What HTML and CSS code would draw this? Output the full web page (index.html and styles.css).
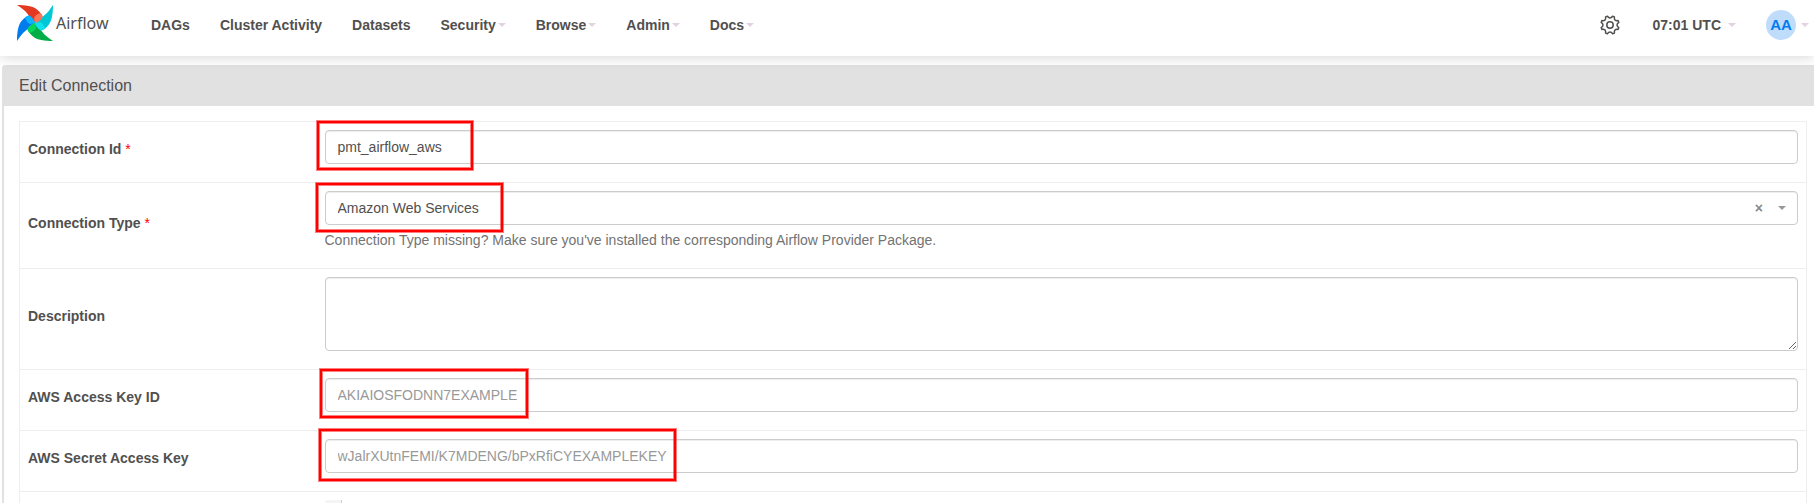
FILE: index.html
```html
<!DOCTYPE html>
<html lang="en">
<head>
<meta charset="utf-8">
<title>Edit Connection - Airflow</title>
<link rel="stylesheet" href="styles.css">
</head>
<body>
<header class="navbar">
  <a class="brand" href="#">
    <svg class="brand-logo" viewBox="0 0 36 36" aria-hidden="true">
      <defs>
        <path id="blade" d="M0 0C8 0 16 1 20 4.500C23 7 25.500 10 25.500 12C24.500 14 22 17 18 18C17 14 13 12 11 9.500C8 5 4 3 0 0z"/>
        <path id="fold" d="M25.500 12C25.500 11 24.500 9 23.500 8C21 9 18 10 17 13C17 15 18 16 18 18C22 17 24.500 14 25.500 12z"/>
      </defs>
      <use href="#blade" fill="#e43921"/>
      <use href="#blade" fill="#00c7d4" transform="rotate(90 18 18)"/>
      <use href="#blade" fill="#00ad46" transform="rotate(180 18 18)"/>
      <use href="#blade" fill="#017cee" transform="rotate(270 18 18)"/>
      <use href="#fold" fill="#ff7557"/>
      <use href="#fold" fill="#11e1ee" transform="rotate(90 18 18)"/>
      <use href="#fold" fill="#04d659" transform="rotate(180 18 18)"/>
      <use href="#fold" fill="#0cb6ff" transform="rotate(270 18 18)"/>
    </svg>
    <span class="brand-name">Airflow</span>
  </a>
  <nav class="menu">
    <a class="menu-item" href="#">DAGs</a>
    <a class="menu-item" href="#">Cluster Activity</a>
    <a class="menu-item" href="#">Datasets</a>
    <button class="menu-item" type="button">Security<span class="caret"></span></button>
    <button class="menu-item" type="button">Browse<span class="caret"></span></button>
    <button class="menu-item" type="button">Admin<span class="caret"></span></button>
    <button class="menu-item" type="button">Docs<span class="caret"></span></button>
  </nav>
  <div class="tools">
    <button class="gear" type="button" aria-label="Settings">
      <svg viewBox="0 0 20 20" aria-hidden="true" fill="none" stroke="#51504f" stroke-width="1.500" stroke-linejoin="round">
        <path d="M18.800 7.400Q15.200 10 18.800 12.600L18.100 14.400Q13.700 13.700 14.400 18.100L12.600 18.800Q10 15.200 7.400 18.800L5.600 18.100Q6.300 13.700 1.900 14.400L1.200 12.600Q4.800 10 1.200 7.400L1.900 5.600Q6.300 6.300 5.600 1.900L7.400 1.200Q10 4.800 12.600 1.200L14.400 1.900Q13.700 6.300 18.100 5.600z"/>
        <circle cx="10" cy="10" r="3.200"/>
      </svg>
    </button>
    <button class="menu-item clock" type="button">07:01 UTC<span class="caret"></span></button>
    <button class="menu-item user" type="button"><span class="avatar">AA</span><span class="caret"></span></button>
  </div>
</header>

<main class="panel">
  <h1 class="panel-title">Edit Connection</h1>
  <form class="panel-body">
    <table class="fields">
      <tr>
        <th scope="row"><label for="conn-id">Connection Id <span class="required">*</span></label></th>
        <td><div class="field">
          <input class="control" id="conn-id" type="text" value="pmt_airflow_aws">
          <span class="mark mark-id"></span>
        </div></td>
      </tr>
      <tr>
        <th scope="row"><label for="conn-type">Connection Type <span class="required">*</span></label></th>
        <td><div class="field">
          <select class="control" id="conn-type"><option>Amazon Web Services</option></select>
          <div class="select-tools">
            <button class="clear" type="button" aria-label="Clear">×</button>
            <span class="caret caret-dark"></span>
          </div>
          <span class="mark mark-type"></span>
          <p class="help">Connection Type missing? Make sure you've installed the corresponding Airflow Provider Package.</p>
        </div></td>
      </tr>
      <tr>
        <th scope="row"><label for="description">Description</label></th>
        <td><div class="field"><textarea class="control area" id="description"></textarea></div></td>
      </tr>
      <tr>
        <th scope="row"><label for="access-key">AWS Access Key ID</label></th>
        <td><div class="field">
          <input class="control" id="access-key" type="text" placeholder="AKIAIOSFODNN7EXAMPLE">
          <span class="mark mark-key"></span>
        </div></td>
      </tr>
      <tr>
        <th scope="row"><label for="secret-key">AWS Secret Access Key</label></th>
        <td><div class="field">
          <input class="control" id="secret-key" type="text" placeholder="wJalrXUtnFEMI/K7MDENG/bPxRfiCYEXAMPLEKEY">
          <span class="mark mark-secret"></span>
        </div></td>
      </tr>
      <tr>
        <th></th>
        <td><button class="more" type="button" aria-label="More"></button></td>
      </tr>
    </table>
  </form>
</main>
</body>
</html>
```
FILE: styles.css
```css
* { box-sizing: border-box; }

html { height: 100%; overflow: hidden; }

body {
  margin: 0;
  height: 100%;
  overflow: hidden;
  background: #fff;
  color: #51504f;
  font: 14px/20px "Liberation Sans", Arial, sans-serif;
}

button {
  border: 0;
  padding: 0;
  background: none;
  color: inherit;
  font: inherit;
}

.navbar {
  position: relative;
  display: flex;
  height: 56px;
  padding: 0 5px 0 17px;
  background: #fff;
  box-shadow: 0 2px 12px rgba(0, 0, 0, 0.15);
}

.brand {
  display: flex;
  gap: 3px;
  width: 119px;
  padding-top: 5px;
  color: #51504f;
  text-decoration: none;
}

.brand-logo { width: 36px; height: 36px; }

.brand-name { font: 16px/36px "Noto Sans", sans-serif; }

.menu { display: flex; }

.menu-item {
  display: flex;
  align-items: center;
  height: 50px;
  padding: 0 15px;
  color: #51504f;
  font-weight: bold;
  text-decoration: none;
}

.caret {
  margin-left: 2px;
  border: 4px solid transparent;
  border-top-color: #e2d2e2;
  border-bottom: 0;
}

.tools {
  display: flex;
  align-items: center;
  height: 50px;
  margin-left: auto;
}

.gear { width: 20px; height: 20px; margin-right: 18px; }
.gear svg { display: block; }

.clock .caret { margin-left: 7px; }

.user { gap: 3px; padding-right: 0; }

.avatar {
  width: 30px;
  height: 30px;
  border-radius: 50%;
  background: #bfddfb;
  color: #017cee;
  font-size: 15px;
  line-height: 30px;
  text-align: center;
}

.panel {
  margin: 9px 0 0 2px;
  border-left: 2px solid #e1e1e1;
  border-top-left-radius: 4px;
}

.panel-title {
  margin: 0 0 0 -2px;
  padding: 11px 17px 10px;
  border-top-left-radius: 4px;
  background: #e1e1e1;
  font-size: 16px;
  font-weight: normal;
  line-height: 20px;
}

.panel-body { padding: 15px 7px 0 15px; }

.fields {
  width: 100%;
  border: 1px solid #eee;
  border-collapse: collapse;
}

.fields tr { border-top: 1px solid #eee; }

.fields th {
  width: 297px;
  padding: 8px;
  text-align: left;
  vertical-align: middle;
}

.fields label { display: block; margin-bottom: 6px; }

.fields td { padding: 8px; vertical-align: top; }

.required { color: #f00; font-weight: normal; }

.field { position: relative; padding-bottom: 10px; }

.control {
  display: block;
  width: 100%;
  height: 34px;
  padding: 6px 12px;
  border: 1px solid #ccc;
  border-radius: 4px;
  background: #fff;
  box-shadow: inset 0 1px 1px rgba(0, 0, 0, 0.075);
  color: #51504f;
  font: inherit;
  appearance: none;
}

.control::placeholder { color: #999; opacity: 1; }

.area { height: 74px; }

.help { margin: 5px 0 0; color: #737373; }

.select-tools {
  position: absolute;
  top: 0;
  right: 12px;
  display: flex;
  align-items: center;
  gap: 13px;
  height: 34px;
}

.clear { color: #888; font-size: 14px; font-weight: bold; }

.caret-dark { border-top-color: #999; }

.mark {
  position: absolute;
  border: 2px solid #f00;
  box-shadow: 0 0 0 1px rgba(255, 0, 0, 0.5), inset 0 0 0 1px rgba(255, 0, 0, 0.5);
  pointer-events: none;
}

.mark-id { top: -9px; left: -8px; width: 156px; height: 49px; }
.mark-type { top: -8px; left: -9px; width: 187px; height: 49px; }
.mark-key { top: -9px; left: -5px; width: 208px; height: 49px; }
.mark-secret { top: -10px; left: -6px; width: 357px; height: 52px; }

.more {
  display: block;
  width: 17px;
  height: 17px;
  border-right: 1px solid #ccc;
  background: #f5f5f5;
}
```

● ● ● ● ●

## WHAT NEEDS TO BE DONE:
Gather all the lines that include the word "index" and copy them out.

## WRITTEN REPLY:
What HTML and CSS code would draw this? Output the full web page (index.html and styles.css).
FILE: index.html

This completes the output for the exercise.